Maryland racing officials and fellow horsemen responded immediately, lending their support for Bringloe's claim. Calling the action by Federal Officials an "absurdity," Pimlico veterinarian Dr. John William Spranklin asserted that "whisky used to be regarded as necessary in the treatment of horses" and that "there are a number of diseases from which horses suffer where whisky always has been and always will be known to the fraternity as one of the main agents administered in connection with certain drugs because of its stimulating qualities." William P. Riggs, secretary of the Maryland Jockey Club, declared the veterinarian's statement to be true, as did Major Ral Parr, a stable owner whose horse had won the 1920 Kentucky Derby and whose knowledge of horses resulted in his being "commandeered" by the government during World War I.

All this support did little to alleviate the problem and in the end William Bringloe was fined $250 by a U.S. Federal judge for illegally importing liquor. Immigration officers then charged Bringloe with entering the country unlawfully but this charge was not pressed. Nonetheless, on his return to Canada, a court in Bridgeburg, Ontario fined him $300 for illegally transporting liquor to the U.S. border.

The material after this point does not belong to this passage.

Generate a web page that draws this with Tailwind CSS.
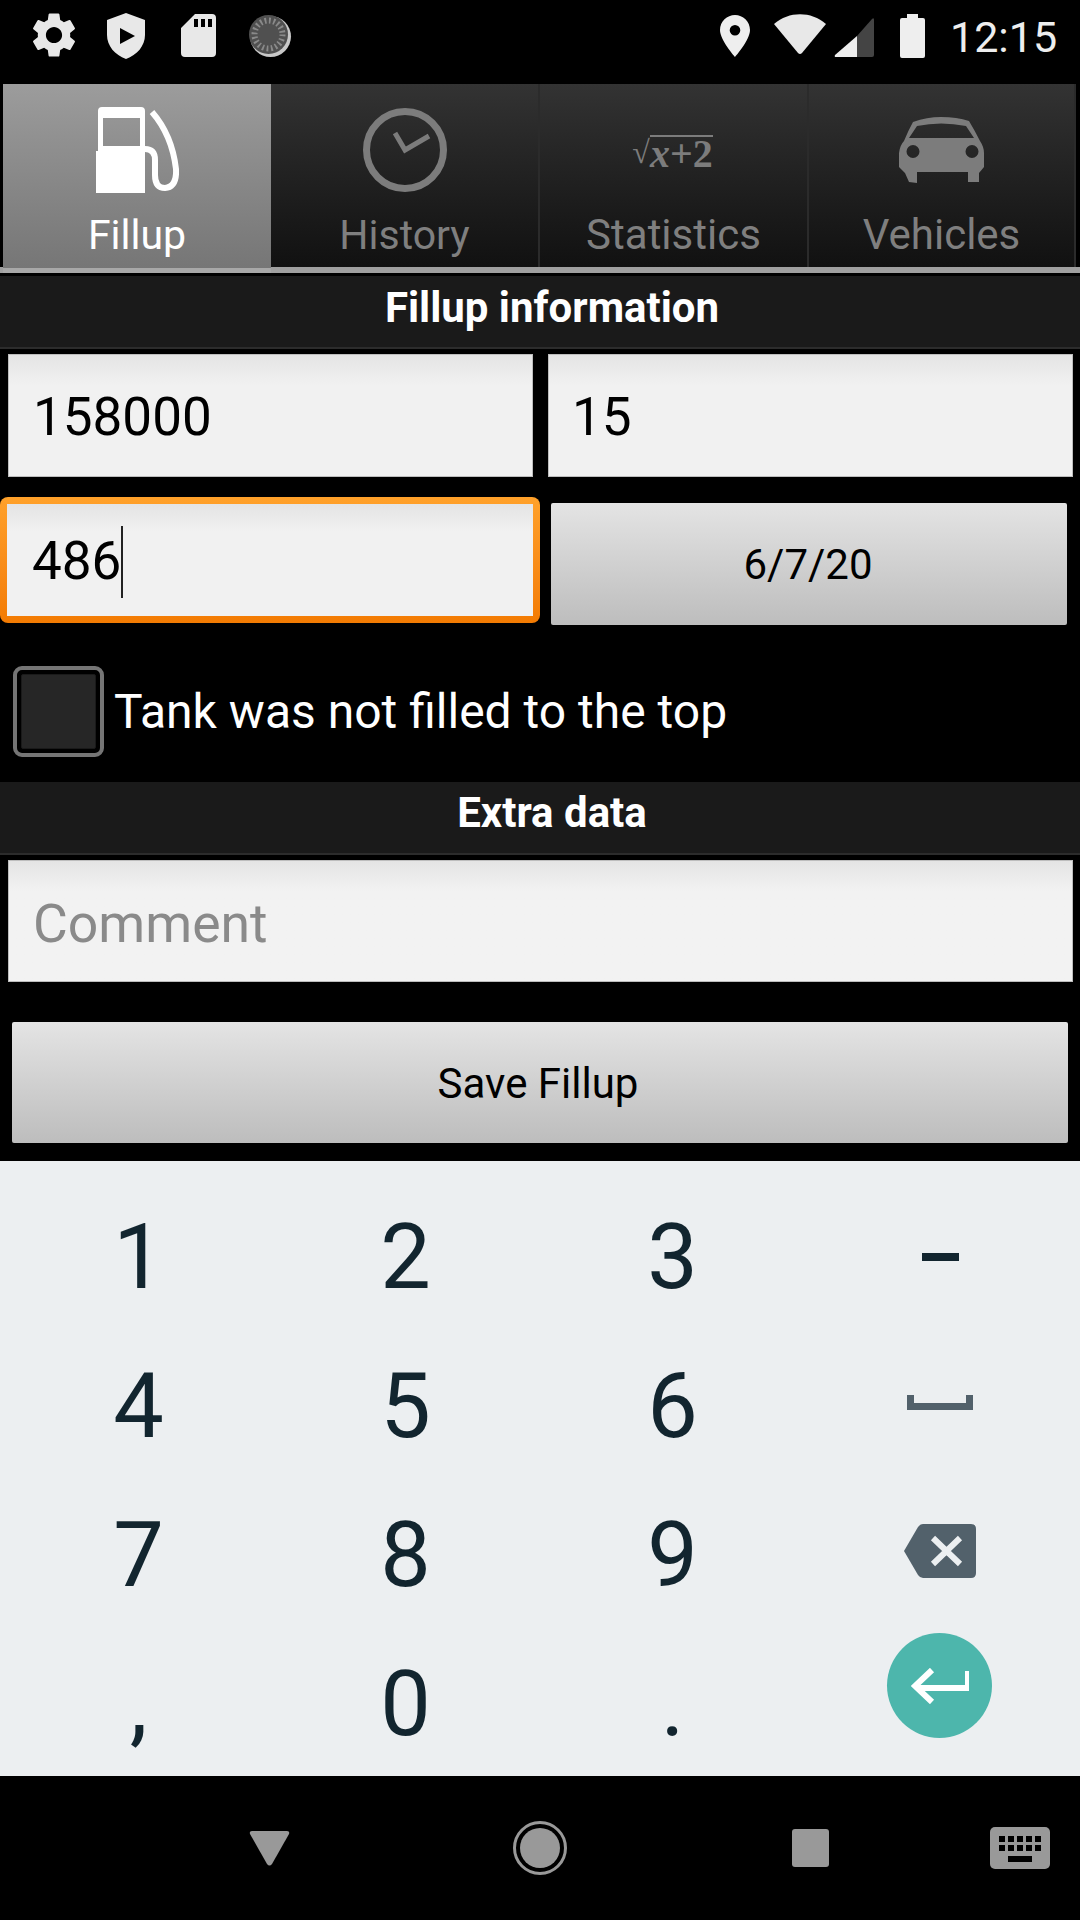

The consumption of alcohol is seen as an integral part of St. Patrick's Day celebrations held annually on March 17. The day following Bringloe's arrest, the usual St. Patrick's Day crowd of celebrating owners and others at the Havre de Grace Racetrack stable area had little to cheer about even though Boniface won the Philadelphia Handicap. The horse's Canadian owner, J. K. L. Ross, had brought no whisky with him to treat the horses.

==Death and Honors==
While at Tanforan Racetrack in San Bruno, California with a stable of horses for Harry Hatch, Bringloe took seriously ill and died a few days later in a San Francisco hospital. His remains were returned to Canada and interred in the St. John's Norway Cemetery in the Toronto neighbourhood, The Beaches.

In its posthumous biography, the Canadian Horse Racing Hall of Fame called Bringloe "one of Canada's most respected trainers during the 1920s and '30s."